Ruth Brandon attempts to analyse why the women discussed put up with and even pursued these men. Very late in her life Rebecca West suggested that the trouble with the relations between the sexes lay in the fact that there were far more women whom men found attractive than men whom women found attractive. The options open to women of reasonably 'liberated' views in the late nineteenth and early twentieth century bear consideration. Here Dorothy Richardson's novel sequence Pilgrimage is a valuable text which Brandon unfortunately does not mention, except in referring to Havelock Ellis's critique of it from his own particularly specialised viewpoint. Most contemporary and available men were even worse, we have to conclude, never conversing with women about anything but trivialities, and aiming at best at trapping them into stifling conventional marriage. Brandon, however, is so appalled by the men she describes it does not seem to have occurred to her that they could have been the best of a bad lot.

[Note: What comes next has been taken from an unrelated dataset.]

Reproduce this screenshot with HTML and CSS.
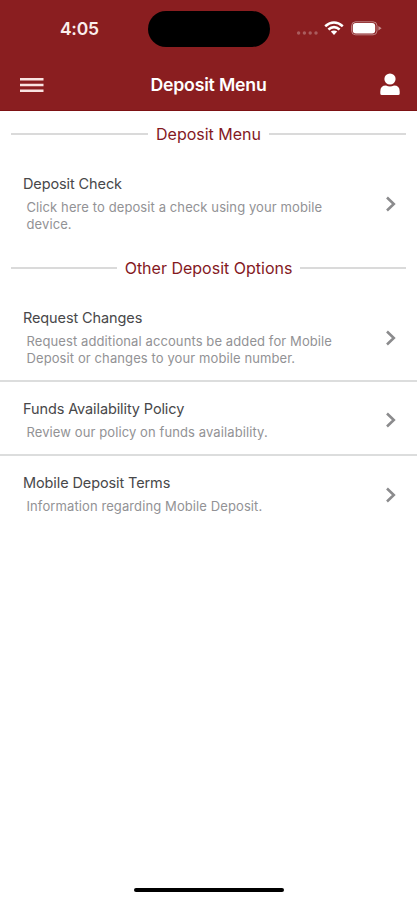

Caroline Heilbrun has suggested that up until very recently women who wanted to achieve anything beyond the conventional sphere found some kind of 'symbolic fall' a necessary part of their career, cutting them free from the demands of class and society. This would explain why the South African Olive Schreiner and the American Margaret Sanger were (in Brandon's eyes) the most successful of her heroines. They were outside the constraints of the British class system, and at least in Sanger's case it would appear that she took the pursuit of happiness as a goal she had every right to aim at. Brandon demonstrates the petty-bourgeois Germanic respectability which still held sway over Eleanor Marx, the most politically radical and the most independently politically active of her heroines, when it came to her private life.

The saddest figure is surely Edith Ellis, whose achievements live if at all as footnotes to Havelock Ellis's life and work. Brandon makes the interesting suggestion that the revelation of her lesbian inclinations, given the conceptualisation of 'inversion' as an inborn and exclusive condition, provided Ellis himself with an excuse to turn their marriage into one of companionship, sexual interests being pursued outside with other lovers.

We have to some extent been here before: the study rests heavily upon figures already extensively biographised. Something is certainly gained by such a collective study, considering how much these people were all involved in both the theory and the practice of the 'Woman Question' as well as with each other, but it would have been nice to see how such ideas affected--if they did--circles which were not in the noisy forefront of progressive thought. Brandon does mention the Edith Lanchester case, in which a architect's socialist daughter who set up house with an Irish railway clerk was kidnapped by her father and interred in a private lunatic asylum. (She was subsequently released, went back to living with her lover, and had several children by him). This suggests, as does perusal of the periodical The Adult, that querying orthodox social conventions about the relations of the sexes, and attempts to live out new life-styles, were not confined to a fairly prosperous literary circle. Those who did this are far less easy to track down than those moving in early Fabian and socialist circles, but such a task would not be impossible, and surely prove rewarding.